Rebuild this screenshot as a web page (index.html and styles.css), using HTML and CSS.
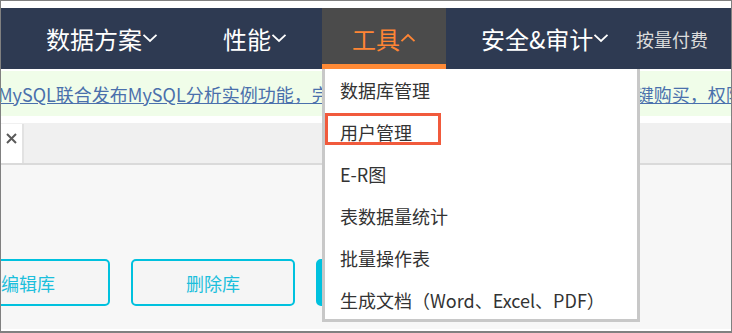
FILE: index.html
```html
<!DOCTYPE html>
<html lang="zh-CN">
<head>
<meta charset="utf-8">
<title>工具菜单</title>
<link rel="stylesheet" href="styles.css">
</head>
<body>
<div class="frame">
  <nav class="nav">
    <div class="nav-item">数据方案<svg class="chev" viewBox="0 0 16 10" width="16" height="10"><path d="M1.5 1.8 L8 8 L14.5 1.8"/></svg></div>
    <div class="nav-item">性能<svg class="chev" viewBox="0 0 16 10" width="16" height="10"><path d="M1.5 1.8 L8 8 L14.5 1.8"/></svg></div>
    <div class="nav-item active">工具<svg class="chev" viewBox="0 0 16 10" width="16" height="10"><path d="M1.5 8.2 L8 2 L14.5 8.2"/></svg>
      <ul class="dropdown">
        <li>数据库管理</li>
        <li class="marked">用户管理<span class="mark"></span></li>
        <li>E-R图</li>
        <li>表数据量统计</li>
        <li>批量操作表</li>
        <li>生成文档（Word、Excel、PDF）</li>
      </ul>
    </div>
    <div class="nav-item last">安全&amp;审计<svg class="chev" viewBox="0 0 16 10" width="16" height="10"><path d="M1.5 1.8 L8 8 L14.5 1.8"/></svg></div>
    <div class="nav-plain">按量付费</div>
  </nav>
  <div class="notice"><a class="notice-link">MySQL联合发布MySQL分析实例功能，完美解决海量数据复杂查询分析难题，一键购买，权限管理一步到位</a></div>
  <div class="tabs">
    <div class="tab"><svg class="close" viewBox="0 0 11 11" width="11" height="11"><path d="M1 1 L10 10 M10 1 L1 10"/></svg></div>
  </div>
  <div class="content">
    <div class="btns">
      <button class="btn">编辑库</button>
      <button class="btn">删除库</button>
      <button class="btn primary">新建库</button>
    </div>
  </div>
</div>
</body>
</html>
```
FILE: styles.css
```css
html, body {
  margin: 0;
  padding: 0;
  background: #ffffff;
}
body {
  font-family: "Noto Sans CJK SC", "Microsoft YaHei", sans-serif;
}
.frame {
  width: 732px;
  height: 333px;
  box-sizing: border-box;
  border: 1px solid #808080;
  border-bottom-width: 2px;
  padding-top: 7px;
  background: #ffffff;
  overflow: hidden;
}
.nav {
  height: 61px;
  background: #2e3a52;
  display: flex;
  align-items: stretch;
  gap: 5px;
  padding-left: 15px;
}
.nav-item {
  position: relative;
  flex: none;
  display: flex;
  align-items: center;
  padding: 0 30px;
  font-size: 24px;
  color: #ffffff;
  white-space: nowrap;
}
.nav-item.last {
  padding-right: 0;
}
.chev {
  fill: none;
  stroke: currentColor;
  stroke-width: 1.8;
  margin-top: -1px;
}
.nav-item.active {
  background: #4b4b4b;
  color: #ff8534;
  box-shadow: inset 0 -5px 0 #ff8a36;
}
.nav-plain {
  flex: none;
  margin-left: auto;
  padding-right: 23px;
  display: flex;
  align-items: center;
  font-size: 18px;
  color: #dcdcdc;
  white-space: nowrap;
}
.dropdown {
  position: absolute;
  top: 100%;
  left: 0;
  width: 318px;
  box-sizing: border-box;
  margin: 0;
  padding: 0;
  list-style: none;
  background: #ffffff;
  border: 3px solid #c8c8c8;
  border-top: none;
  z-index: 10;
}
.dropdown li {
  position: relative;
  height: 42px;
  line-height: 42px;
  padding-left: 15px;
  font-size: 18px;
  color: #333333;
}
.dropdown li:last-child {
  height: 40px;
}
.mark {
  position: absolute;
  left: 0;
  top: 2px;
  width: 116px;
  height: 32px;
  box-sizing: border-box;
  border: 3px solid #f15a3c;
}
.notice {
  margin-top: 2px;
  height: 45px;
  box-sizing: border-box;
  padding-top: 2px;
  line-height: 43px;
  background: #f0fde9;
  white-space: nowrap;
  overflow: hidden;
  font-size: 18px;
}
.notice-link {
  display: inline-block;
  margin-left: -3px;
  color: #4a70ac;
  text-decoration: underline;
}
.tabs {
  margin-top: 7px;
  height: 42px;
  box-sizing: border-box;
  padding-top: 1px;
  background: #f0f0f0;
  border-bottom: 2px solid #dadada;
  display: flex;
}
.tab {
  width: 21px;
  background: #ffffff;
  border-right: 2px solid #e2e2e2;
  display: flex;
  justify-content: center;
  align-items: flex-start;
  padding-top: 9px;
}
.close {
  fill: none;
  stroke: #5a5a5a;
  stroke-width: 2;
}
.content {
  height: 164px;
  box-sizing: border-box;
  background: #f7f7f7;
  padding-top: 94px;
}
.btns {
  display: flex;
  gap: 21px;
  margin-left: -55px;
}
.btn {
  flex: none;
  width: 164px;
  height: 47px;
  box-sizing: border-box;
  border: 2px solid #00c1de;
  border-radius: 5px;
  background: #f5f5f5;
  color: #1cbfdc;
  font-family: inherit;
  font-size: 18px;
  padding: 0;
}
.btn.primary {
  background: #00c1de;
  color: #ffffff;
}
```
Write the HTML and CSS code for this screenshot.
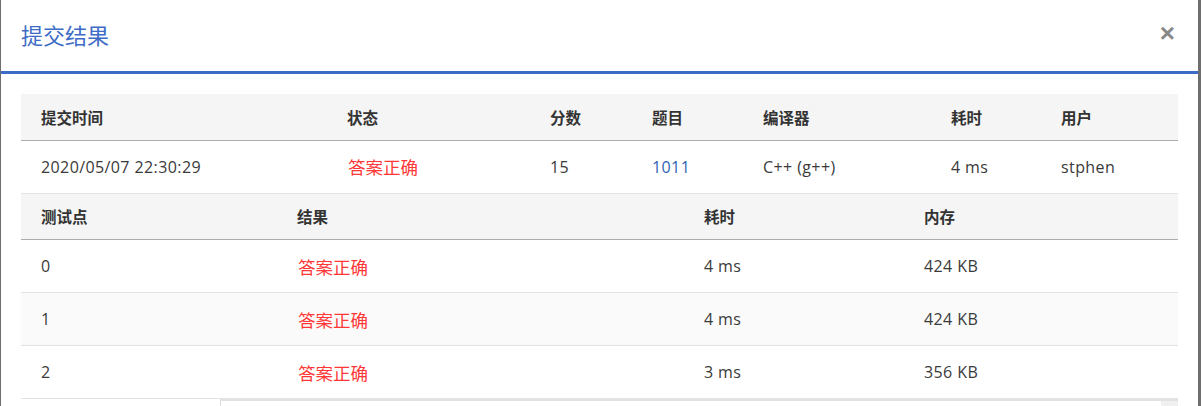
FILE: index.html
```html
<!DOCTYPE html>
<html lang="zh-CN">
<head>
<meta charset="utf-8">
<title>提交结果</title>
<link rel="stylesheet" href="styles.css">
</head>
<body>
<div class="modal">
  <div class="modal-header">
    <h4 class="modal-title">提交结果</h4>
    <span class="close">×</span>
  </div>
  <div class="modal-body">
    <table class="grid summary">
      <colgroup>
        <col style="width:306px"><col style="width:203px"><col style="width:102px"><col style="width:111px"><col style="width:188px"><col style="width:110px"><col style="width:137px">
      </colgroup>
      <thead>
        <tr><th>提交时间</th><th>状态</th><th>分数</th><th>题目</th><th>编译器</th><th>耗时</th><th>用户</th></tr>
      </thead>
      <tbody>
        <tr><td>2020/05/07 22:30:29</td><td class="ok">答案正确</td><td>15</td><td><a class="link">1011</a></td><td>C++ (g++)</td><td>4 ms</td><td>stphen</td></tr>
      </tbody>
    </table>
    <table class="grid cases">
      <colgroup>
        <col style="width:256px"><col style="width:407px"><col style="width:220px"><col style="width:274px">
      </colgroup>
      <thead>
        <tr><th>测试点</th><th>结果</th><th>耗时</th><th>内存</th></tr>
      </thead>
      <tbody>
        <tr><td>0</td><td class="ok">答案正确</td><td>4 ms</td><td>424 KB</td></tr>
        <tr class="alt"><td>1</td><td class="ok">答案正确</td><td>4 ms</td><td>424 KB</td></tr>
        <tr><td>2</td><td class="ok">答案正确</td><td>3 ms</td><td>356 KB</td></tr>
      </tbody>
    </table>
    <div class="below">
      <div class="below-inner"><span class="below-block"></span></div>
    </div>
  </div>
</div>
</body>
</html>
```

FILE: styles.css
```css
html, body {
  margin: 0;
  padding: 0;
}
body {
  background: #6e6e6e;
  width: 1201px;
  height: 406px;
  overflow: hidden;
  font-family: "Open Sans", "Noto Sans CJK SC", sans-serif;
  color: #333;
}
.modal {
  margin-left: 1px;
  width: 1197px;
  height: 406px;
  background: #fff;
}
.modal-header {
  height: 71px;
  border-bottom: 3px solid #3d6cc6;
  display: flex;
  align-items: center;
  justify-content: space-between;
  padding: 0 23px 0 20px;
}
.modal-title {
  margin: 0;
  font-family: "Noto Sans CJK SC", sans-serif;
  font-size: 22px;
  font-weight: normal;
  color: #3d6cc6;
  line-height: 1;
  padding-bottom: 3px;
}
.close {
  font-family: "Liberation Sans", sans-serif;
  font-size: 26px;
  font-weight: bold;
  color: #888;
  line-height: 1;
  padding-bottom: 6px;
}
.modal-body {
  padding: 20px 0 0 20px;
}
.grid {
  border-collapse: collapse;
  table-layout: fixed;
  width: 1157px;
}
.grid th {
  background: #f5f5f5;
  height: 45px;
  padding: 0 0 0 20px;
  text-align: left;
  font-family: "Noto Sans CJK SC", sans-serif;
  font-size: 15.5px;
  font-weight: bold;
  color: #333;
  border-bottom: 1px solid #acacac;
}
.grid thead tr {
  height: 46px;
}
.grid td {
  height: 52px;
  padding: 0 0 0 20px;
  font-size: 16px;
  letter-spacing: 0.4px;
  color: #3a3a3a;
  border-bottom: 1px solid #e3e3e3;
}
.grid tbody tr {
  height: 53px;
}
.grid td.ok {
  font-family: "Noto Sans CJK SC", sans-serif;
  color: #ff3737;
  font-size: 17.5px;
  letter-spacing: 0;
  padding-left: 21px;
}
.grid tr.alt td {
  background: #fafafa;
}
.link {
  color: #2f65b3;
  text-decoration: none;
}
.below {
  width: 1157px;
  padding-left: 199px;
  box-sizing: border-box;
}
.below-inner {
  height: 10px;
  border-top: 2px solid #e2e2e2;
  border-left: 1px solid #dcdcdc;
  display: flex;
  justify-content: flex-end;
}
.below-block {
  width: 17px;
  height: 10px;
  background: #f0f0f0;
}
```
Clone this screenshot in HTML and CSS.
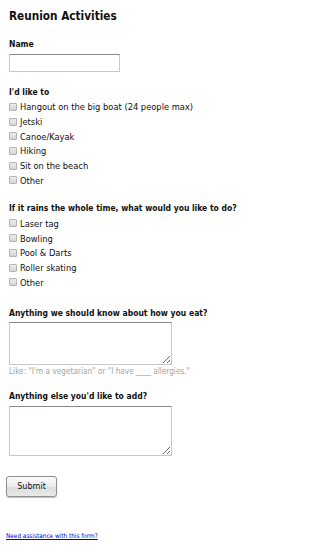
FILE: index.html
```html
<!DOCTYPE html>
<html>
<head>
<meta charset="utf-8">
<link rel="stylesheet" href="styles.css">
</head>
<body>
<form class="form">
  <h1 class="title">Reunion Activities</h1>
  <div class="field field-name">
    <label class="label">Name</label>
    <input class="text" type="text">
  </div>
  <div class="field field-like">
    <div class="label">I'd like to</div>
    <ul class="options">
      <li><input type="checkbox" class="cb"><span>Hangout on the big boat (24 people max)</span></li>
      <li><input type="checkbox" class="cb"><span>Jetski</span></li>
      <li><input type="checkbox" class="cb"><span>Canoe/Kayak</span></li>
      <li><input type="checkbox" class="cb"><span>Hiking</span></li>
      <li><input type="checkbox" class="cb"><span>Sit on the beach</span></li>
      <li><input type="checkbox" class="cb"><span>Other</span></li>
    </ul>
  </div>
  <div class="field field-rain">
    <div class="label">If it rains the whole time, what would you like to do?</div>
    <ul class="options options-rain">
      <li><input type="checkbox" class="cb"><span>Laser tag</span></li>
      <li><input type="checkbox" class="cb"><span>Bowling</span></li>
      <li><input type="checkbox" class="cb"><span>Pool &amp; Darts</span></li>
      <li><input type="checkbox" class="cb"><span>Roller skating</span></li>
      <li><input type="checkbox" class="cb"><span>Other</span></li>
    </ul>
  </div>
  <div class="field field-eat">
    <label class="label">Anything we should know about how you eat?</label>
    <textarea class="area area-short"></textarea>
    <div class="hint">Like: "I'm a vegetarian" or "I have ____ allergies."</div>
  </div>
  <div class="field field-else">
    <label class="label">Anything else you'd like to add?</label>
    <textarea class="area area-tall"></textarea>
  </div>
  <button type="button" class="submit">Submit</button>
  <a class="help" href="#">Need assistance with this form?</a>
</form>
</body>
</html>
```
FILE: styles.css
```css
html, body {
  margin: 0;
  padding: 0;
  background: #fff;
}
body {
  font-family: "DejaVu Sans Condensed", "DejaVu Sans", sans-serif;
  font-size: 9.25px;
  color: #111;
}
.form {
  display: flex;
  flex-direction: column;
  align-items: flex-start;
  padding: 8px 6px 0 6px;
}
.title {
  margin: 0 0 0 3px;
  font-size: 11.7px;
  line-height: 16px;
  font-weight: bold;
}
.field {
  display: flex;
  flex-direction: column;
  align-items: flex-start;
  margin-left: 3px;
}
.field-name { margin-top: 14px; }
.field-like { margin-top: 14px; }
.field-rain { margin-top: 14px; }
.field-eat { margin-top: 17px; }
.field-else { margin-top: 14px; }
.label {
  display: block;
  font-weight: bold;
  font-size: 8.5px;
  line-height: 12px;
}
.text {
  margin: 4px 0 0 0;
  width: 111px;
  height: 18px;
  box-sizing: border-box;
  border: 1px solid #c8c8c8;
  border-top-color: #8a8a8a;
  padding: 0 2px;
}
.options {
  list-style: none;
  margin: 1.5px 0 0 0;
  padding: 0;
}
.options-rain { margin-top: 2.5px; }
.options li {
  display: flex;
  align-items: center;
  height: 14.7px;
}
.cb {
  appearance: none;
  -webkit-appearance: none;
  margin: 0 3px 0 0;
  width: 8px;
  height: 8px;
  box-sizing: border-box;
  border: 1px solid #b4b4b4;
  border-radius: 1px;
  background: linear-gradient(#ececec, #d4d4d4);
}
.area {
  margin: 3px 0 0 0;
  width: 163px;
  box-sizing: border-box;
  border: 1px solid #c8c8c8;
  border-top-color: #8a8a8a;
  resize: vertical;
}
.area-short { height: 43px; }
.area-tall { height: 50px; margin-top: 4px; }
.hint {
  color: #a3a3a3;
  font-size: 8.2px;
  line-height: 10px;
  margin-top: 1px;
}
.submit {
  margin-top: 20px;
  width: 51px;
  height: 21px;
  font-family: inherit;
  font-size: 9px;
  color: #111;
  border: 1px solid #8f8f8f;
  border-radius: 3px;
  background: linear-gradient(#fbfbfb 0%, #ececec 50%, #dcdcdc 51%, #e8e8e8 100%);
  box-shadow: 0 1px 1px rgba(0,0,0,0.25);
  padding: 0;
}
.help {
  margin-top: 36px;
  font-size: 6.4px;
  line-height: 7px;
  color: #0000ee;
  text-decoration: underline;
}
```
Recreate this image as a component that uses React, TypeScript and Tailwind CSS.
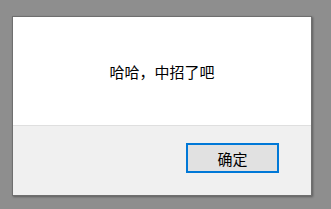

▬▬▬▬▬▬

Goal of the exercise
Show each line in the entries that holds the string "this".

Output of the exercise
Rebuild this screenshot as a web page (index.html and styles.css), using HTML and CSS.
Write the HTML and CSS code for this screenshot.
Clone this screenshot in HTML and CSS.
  <a class="help" href="#">Need assistance with this form?</a>
Recreate this image as a component that uses React, TypeScript and Tailwind CSS.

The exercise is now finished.